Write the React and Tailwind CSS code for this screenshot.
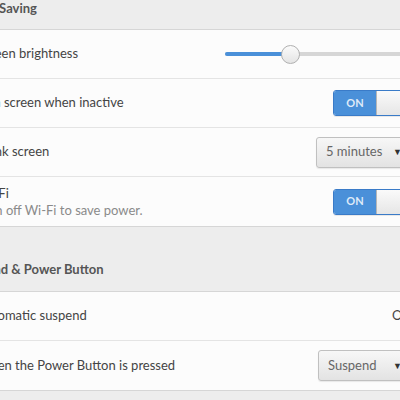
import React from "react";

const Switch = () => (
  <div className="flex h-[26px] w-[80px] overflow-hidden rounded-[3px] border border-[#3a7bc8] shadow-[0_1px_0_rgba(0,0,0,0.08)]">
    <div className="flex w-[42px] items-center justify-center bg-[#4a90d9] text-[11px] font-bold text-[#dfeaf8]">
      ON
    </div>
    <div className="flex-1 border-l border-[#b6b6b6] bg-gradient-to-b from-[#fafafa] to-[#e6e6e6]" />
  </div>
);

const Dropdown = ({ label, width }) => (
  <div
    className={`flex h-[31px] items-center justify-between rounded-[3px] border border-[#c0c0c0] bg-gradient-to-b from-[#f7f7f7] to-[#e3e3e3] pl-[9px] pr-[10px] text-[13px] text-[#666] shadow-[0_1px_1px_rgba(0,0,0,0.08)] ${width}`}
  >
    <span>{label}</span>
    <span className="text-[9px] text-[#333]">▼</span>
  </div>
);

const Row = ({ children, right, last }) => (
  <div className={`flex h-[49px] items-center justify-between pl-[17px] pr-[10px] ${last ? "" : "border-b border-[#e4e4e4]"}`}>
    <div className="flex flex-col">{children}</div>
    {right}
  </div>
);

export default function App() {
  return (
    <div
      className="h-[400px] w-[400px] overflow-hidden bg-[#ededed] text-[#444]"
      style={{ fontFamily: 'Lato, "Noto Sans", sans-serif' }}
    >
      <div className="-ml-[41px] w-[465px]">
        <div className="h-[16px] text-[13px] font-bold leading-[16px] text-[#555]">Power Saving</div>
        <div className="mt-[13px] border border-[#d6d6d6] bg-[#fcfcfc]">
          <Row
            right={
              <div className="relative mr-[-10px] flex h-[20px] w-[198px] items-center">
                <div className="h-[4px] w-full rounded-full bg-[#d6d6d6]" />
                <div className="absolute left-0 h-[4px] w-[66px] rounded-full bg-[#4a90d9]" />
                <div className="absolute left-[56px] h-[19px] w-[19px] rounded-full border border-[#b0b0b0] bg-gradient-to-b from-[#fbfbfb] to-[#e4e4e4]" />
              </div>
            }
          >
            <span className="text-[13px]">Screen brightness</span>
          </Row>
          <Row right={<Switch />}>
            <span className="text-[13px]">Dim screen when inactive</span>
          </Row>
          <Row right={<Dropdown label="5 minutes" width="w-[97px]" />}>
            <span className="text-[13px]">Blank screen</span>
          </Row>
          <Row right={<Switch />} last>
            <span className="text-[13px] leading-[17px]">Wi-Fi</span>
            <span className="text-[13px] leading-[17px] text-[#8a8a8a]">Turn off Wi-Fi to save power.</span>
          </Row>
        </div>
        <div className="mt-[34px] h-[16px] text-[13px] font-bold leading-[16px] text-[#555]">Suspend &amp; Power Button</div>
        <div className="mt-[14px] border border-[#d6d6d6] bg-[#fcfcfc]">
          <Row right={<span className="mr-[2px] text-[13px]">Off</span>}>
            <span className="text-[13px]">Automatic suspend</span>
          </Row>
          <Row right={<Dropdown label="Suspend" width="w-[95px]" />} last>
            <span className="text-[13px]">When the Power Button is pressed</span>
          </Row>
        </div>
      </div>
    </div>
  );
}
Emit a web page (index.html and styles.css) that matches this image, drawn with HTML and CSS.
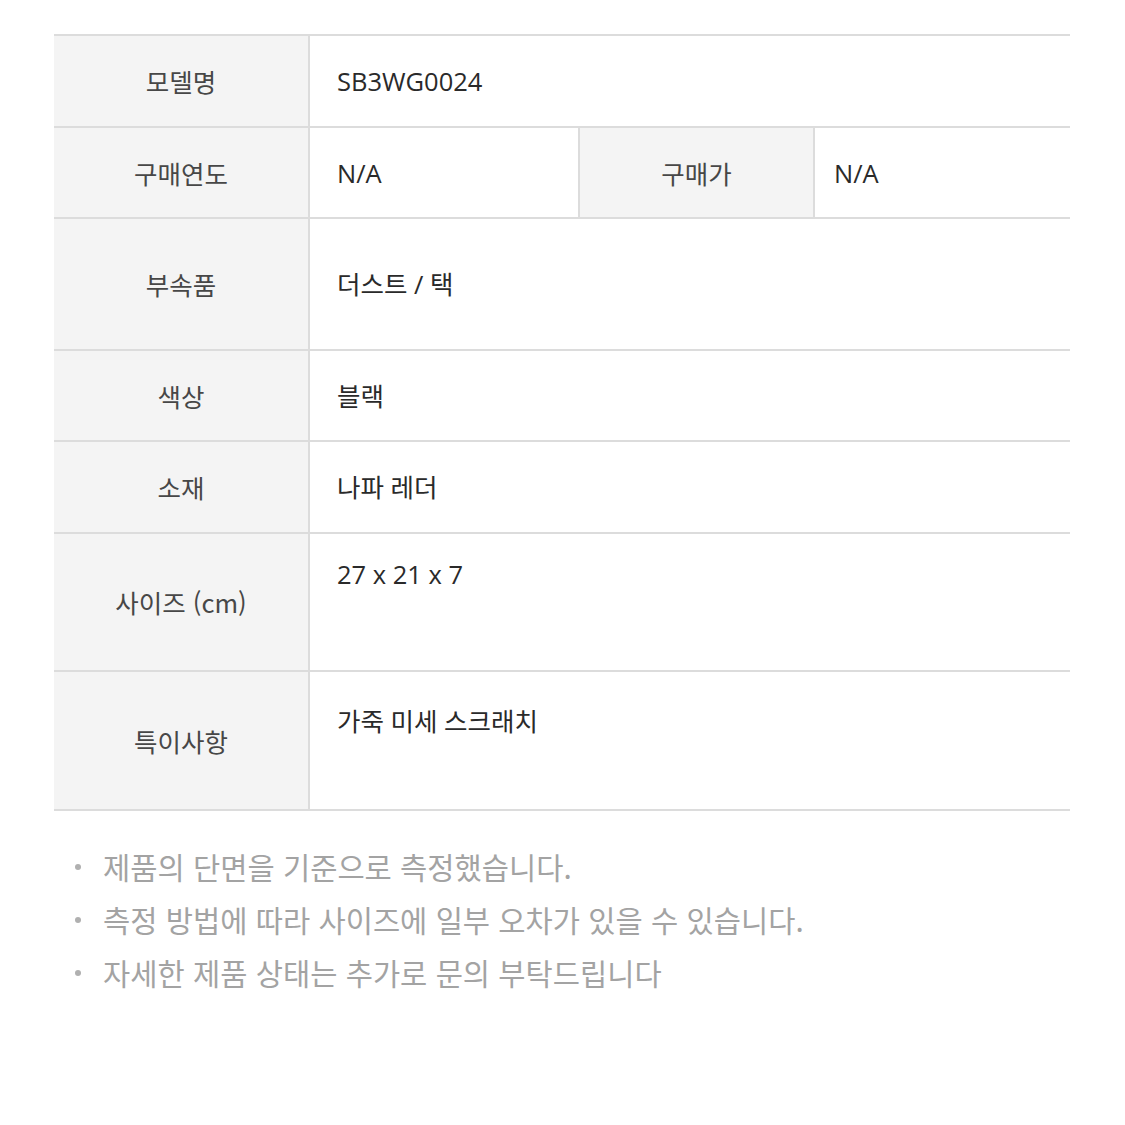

....................

### Set problem
Repeat the records in full, exactly as they appear, without the pictures.

### Result
Write the React and Tailwind CSS code for this screenshot.
import React from "react";

const Switch = () => (
  <div className="flex h-[26px] w-[80px] overflow-hidden rounded-[3px] border border-[#3a7bc8] shadow-[0_1px_0_rgba(0,0,0,0.08)]">
    <div className="flex w-[42px] items-center justify-center bg-[#4a90d9] text-[11px] font-bold text-[#dfeaf8]">
      ON
    </div>
    <div className="flex-1 border-l border-[#b6b6b6] bg-gradient-to-b from-[#fafafa] to-[#e6e6e6]" />
  </div>
);

const Dropdown = ({ label, width }) => (
  <div
    className={`flex h-[31px] items-center justify-between rounded-[3px] border border-[#c0c0c0] bg-gradient-to-b from-[#f7f7f7] to-[#e3e3e3] pl-[9px] pr-[10px] text-[13px] text-[#666] shadow-[0_1px_1px_rgba(0,0,0,0.08)] ${width}`}
  >
    <span>{label}</span>
    <span className="text-[9px] text-[#333]">▼</span>
  </div>
);

const Row = ({ children, right, last }) => (
  <div className={`flex h-[49px] items-center justify-between pl-[17px] pr-[10px] ${last ? "" : "border-b border-[#e4e4e4]"}`}>
    <div className="flex flex-col">{children}</div>
    {right}
  </div>
);

export default function App() {
  return (
    <div
      className="h-[400px] w-[400px] overflow-hidden bg-[#ededed] text-[#444]"
      style={{ fontFamily: 'Lato, "Noto Sans", sans-serif' }}
    >
      <div className="-ml-[41px] w-[465px]">
        <div className="h-[16px] text-[13px] font-bold leading-[16px] text-[#555]">Power Saving</div>
        <div className="mt-[13px] border border-[#d6d6d6] bg-[#fcfcfc]">
          <Row
            right={
              <div className="relative mr-[-10px] flex h-[20px] w-[198px] items-center">
                <div className="h-[4px] w-full rounded-full bg-[#d6d6d6]" />
                <div className="absolute left-0 h-[4px] w-[66px] rounded-full bg-[#4a90d9]" />
                <div className="absolute left-[56px] h-[19px] w-[19px] rounded-full border border-[#b0b0b0] bg-gradient-to-b from-[#fbfbfb] to-[#e4e4e4]" />
              </div>
            }
          >
            <span className="text-[13px]">Screen brightness</span>
          </Row>
          <Row right={<Switch />}>
            <span className="text-[13px]">Dim screen when inactive</span>
          </Row>
          <Row right={<Dropdown label="5 minutes" width="w-[97px]" />}>
            <span className="text-[13px]">Blank screen</span>
          </Row>
          <Row right={<Switch />} last>
            <span className="text-[13px] leading-[17px]">Wi-Fi</span>
            <span className="text-[13px] leading-[17px] text-[#8a8a8a]">Turn off Wi-Fi to save power.</span>
          </Row>
        </div>
        <div className="mt-[34px] h-[16px] text-[13px] font-bold leading-[16px] text-[#555]">Suspend &amp; Power Button</div>
        <div className="mt-[14px] border border-[#d6d6d6] bg-[#fcfcfc]">
          <Row right={<span className="mr-[2px] text-[13px]">Off</span>}>
            <span className="text-[13px]">Automatic suspend</span>
          </Row>
          <Row right={<Dropdown label="Suspend" width="w-[95px]" />} last>
            <span className="text-[13px]">When the Power Button is pressed</span>
          </Row>
        </div>
      </div>
    </div>
  );
}
Emit a web page (index.html and styles.css) that matches this image, drawn with HTML and CSS.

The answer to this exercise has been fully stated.